All of the material below is to be restated word for word, apart from the pictures.

— begin —

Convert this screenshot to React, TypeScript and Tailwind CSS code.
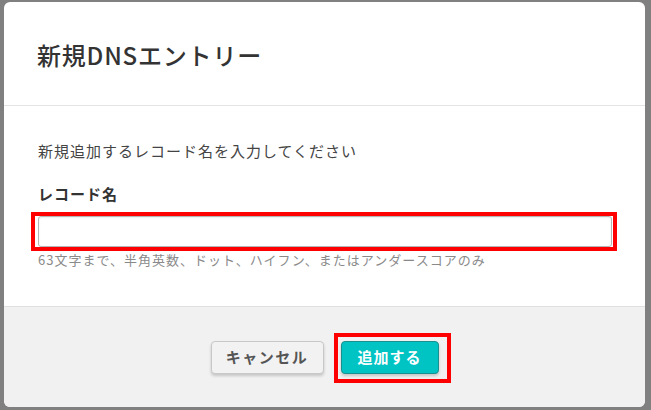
export default function App() {
  return (
    <div
      className="w-[651px] h-[410px] bg-[#808080] pt-[2px] pl-[4px] pr-[6px] pb-[3px]"
      style={{ fontFamily: '"Noto Sans CJK JP", "Noto Sans", sans-serif' }}
    >
      <div className="h-full bg-white rounded-[6px] overflow-hidden flex flex-col">
        <div className="h-[104px] flex items-center pl-[33px] border-b border-[#e3e3e3]">
          <h1 className="text-[24px] font-medium text-[#333] tracking-[0.8px] pt-[2px]">新規DNSエントリー</h1>
        </div>

        <div className="h-[200px] pl-[34px] pr-[33px] pt-[35px]">
          <p className="text-[15px] leading-[20px] text-[#444] tracking-[1px]">
            新規追加するレコード名を入力してください
          </p>
          <label className="block mt-[23px] text-[15px] leading-[20px] font-bold text-[#333] tracking-[1px]">
            レコード名
          </label>
          <div className="relative mt-[12px]">
            <input
              type="text"
              className="block w-full h-[31px] border border-[#b5b5b5] rounded-[3px] bg-white shadow-[inset_0_1px_2px_rgba(0,0,0,0.08)] outline-none px-2"
            />
            <div className="absolute -left-[7px] -right-[5px] -top-[4px] -bottom-[4px] border-4 border-[#ff0000] pointer-events-none" />
          </div>
          <p className="mt-[4px] text-[13px] leading-[18px] text-[#8a8a8a] tracking-[1px]">
            63文字まで、半角英数、ドット、ハイフン、またはアンダースコアのみ
          </p>
        </div>

        <div className="flex-1 bg-[#f1f1f1] border-t border-[#e0e0e0] flex items-center justify-center gap-[17px]">
          <button className="w-[113px] h-[33px] rounded-[4px] border border-[#c8c8c8] bg-[#f2f2f2] shadow-[0_2px_3px_rgba(0,0,0,0.18)] text-[15px] font-bold text-[#555] tracking-[1.5px]">
            キャンセル
          </button>
          <div className="relative">
            <button className="w-[98px] h-[33px] rounded-[4px] border border-[#1a8f8f] bg-[#00c4c4] shadow-[0_2px_3px_rgba(0,0,0,0.18)] text-[15px] font-bold text-white tracking-[1px]">
              追加する
            </button>
            <div className="absolute -left-[7px] -right-[12px] -top-[8px] -bottom-[9px] border-4 border-[#ff0000] pointer-events-none" />
          </div>
        </div>
      </div>
    </div>
  );
}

— end —

### Written response:
Convert this screenshot to React, TypeScript and Tailwind CSS code.
export default function App() {
  return (
    <div
      className="w-[651px] h-[410px] bg-[#808080] pt-[2px] pl-[4px] pr-[6px] pb-[3px]"
      style={{ fontFamily: '"Noto Sans CJK JP", "Noto Sans", sans-serif' }}
    >
      <div className="h-full bg-white rounded-[6px] overflow-hidden flex flex-col">
        <div className="h-[104px] flex items-center pl-[33px] border-b border-[#e3e3e3]">
          <h1 className="text-[24px] font-medium text-[#333] tracking-[0.8px] pt-[2px]">新規DNSエントリー</h1>
        </div>

        <div className="h-[200px] pl-[34px] pr-[33px] pt-[35px]">
          <p className="text-[15px] leading-[20px] text-[#444] tracking-[1px]">
            新規追加するレコード名を入力してください
          </p>
          <label className="block mt-[23px] text-[15px] leading-[20px] font-bold text-[#333] tracking-[1px]">
            レコード名
          </label>
          <div className="relative mt-[12px]">
            <input
              type="text"
              className="block w-full h-[31px] border border-[#b5b5b5] rounded-[3px] bg-white shadow-[inset_0_1px_2px_rgba(0,0,0,0.08)] outline-none px-2"
            />
            <div className="absolute -left-[7px] -right-[5px] -top-[4px] -bottom-[4px] border-4 border-[#ff0000] pointer-events-none" />
          </div>
          <p className="mt-[4px] text-[13px] leading-[18px] text-[#8a8a8a] tracking-[1px]">
            63文字まで、半角英数、ドット、ハイフン、またはアンダースコアのみ
          </p>
        </div>

        <div className="flex-1 bg-[#f1f1f1] border-t border-[#e0e0e0] flex items-center justify-center gap-[17px]">
          <button className="w-[113px] h-[33px] rounded-[4px] border border-[#c8c8c8] bg-[#f2f2f2] shadow-[0_2px_3px_rgba(0,0,0,0.18)] text-[15px] font-bold text-[#555] tracking-[1.5px]">
            キャンセル
          </button>
          <div className="relative">
            <button className="w-[98px] h-[33px] rounded-[4px] border border-[#1a8f8f] bg-[#00c4c4] shadow-[0_2px_3px_rgba(0,0,0,0.18)] text-[15px] font-bold text-white tracking-[1px]">
              追加する
            </button>
            <div className="absolute -left-[7px] -right-[12px] -top-[8px] -bottom-[9px] border-4 border-[#ff0000] pointer-events-none" />
          </div>
        </div>
      </div>
    </div>
  );
}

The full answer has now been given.